▶ **Prompt**
Below are the records; collect from them each line containing the string "index".
──────── Information shown ────────
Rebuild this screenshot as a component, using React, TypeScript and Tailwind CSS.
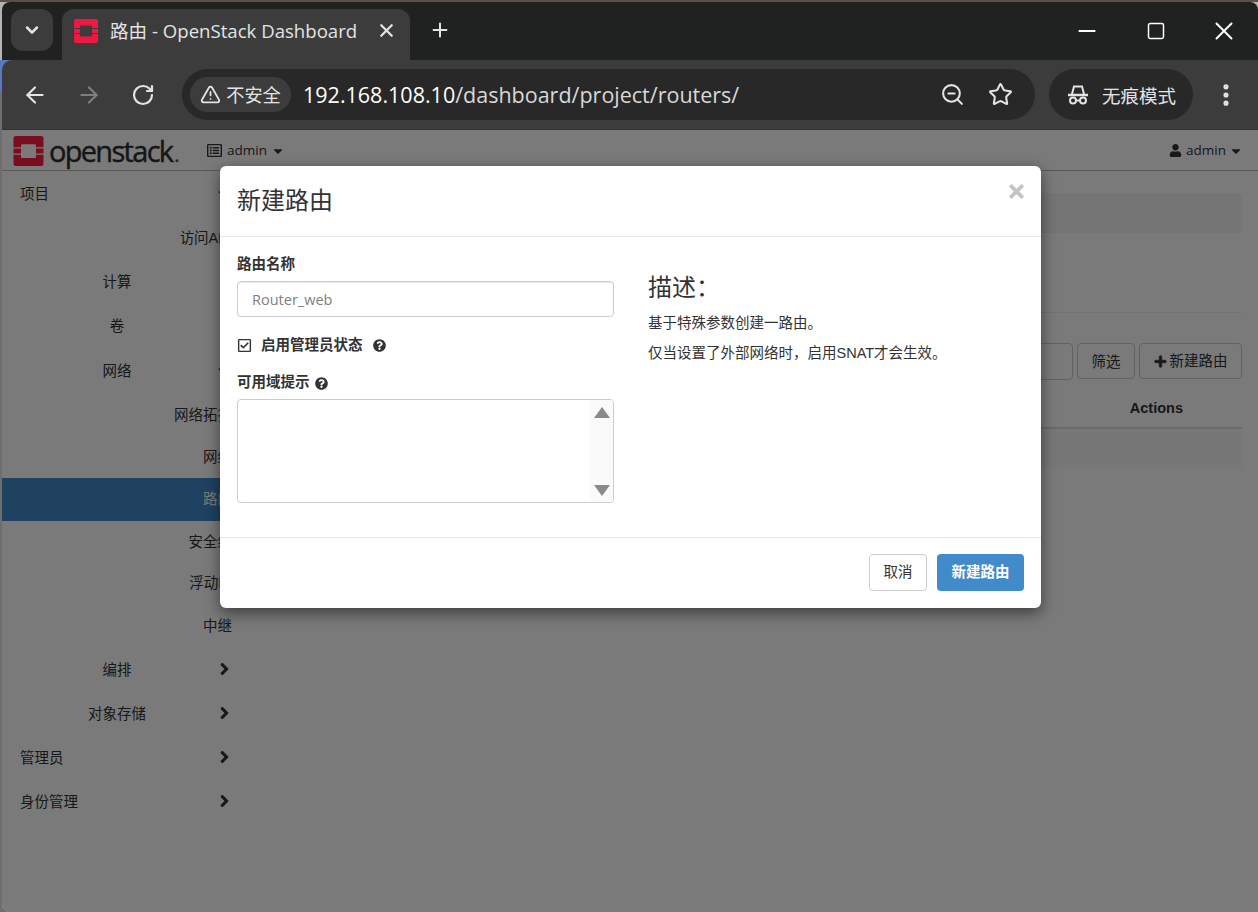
────────
──────── Information shown ────────
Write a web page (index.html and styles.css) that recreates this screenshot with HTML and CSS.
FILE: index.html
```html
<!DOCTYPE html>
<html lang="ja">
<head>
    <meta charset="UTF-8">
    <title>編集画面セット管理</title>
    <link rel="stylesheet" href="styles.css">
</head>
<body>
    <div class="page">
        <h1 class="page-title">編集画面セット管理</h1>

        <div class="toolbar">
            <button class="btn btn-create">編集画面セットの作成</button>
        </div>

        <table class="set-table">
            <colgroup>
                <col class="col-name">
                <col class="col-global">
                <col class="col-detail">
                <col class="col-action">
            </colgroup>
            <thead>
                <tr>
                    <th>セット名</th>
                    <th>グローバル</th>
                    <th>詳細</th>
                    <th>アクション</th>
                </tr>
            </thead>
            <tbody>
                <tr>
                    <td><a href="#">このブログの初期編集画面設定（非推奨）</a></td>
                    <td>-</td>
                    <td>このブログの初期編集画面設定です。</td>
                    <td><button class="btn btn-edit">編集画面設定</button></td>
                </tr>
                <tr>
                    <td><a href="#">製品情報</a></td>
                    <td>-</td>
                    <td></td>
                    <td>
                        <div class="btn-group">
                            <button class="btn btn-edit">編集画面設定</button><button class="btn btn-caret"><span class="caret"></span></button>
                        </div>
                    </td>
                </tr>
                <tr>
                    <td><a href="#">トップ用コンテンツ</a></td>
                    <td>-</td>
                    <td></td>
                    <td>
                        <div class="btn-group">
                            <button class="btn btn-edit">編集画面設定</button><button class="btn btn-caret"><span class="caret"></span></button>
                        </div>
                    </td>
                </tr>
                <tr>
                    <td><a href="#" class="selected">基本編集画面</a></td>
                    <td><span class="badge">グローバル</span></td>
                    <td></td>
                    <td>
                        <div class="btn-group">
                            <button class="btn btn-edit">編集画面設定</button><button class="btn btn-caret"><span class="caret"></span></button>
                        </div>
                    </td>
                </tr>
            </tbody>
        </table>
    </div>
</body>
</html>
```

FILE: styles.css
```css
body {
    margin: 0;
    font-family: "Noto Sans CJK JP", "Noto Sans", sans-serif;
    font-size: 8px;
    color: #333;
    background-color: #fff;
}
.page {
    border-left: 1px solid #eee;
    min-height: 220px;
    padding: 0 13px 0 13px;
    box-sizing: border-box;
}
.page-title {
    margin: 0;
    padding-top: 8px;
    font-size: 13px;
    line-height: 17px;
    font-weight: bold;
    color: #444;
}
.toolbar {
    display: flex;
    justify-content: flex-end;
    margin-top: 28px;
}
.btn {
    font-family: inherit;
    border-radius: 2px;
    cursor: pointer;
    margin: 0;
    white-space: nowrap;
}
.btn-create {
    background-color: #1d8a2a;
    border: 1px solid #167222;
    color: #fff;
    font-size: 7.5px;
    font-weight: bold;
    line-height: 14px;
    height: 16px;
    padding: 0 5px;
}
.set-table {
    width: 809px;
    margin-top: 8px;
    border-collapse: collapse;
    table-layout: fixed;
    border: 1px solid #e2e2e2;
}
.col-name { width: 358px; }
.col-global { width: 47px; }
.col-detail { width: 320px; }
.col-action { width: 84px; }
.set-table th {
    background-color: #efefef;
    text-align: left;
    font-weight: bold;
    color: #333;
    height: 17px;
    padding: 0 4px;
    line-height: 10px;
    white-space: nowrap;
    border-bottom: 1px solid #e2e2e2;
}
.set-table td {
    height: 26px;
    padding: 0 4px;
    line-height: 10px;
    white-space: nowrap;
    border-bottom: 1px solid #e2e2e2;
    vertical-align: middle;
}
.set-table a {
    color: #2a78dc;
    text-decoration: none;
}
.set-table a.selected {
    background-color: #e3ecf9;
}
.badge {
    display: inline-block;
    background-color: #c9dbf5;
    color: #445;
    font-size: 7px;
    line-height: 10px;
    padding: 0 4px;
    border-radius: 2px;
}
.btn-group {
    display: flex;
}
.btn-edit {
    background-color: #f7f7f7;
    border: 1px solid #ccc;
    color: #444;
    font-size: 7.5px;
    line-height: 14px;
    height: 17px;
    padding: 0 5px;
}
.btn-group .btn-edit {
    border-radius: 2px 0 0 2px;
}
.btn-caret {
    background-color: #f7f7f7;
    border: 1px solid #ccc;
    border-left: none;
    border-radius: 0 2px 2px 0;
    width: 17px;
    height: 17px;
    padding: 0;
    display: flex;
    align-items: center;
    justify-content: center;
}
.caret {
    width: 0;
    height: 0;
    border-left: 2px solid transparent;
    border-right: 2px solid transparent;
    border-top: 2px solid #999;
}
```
────────
▶ **The answer**
Write a web page (index.html and styles.css) that recreates this screenshot with HTML and CSS.
FILE: index.html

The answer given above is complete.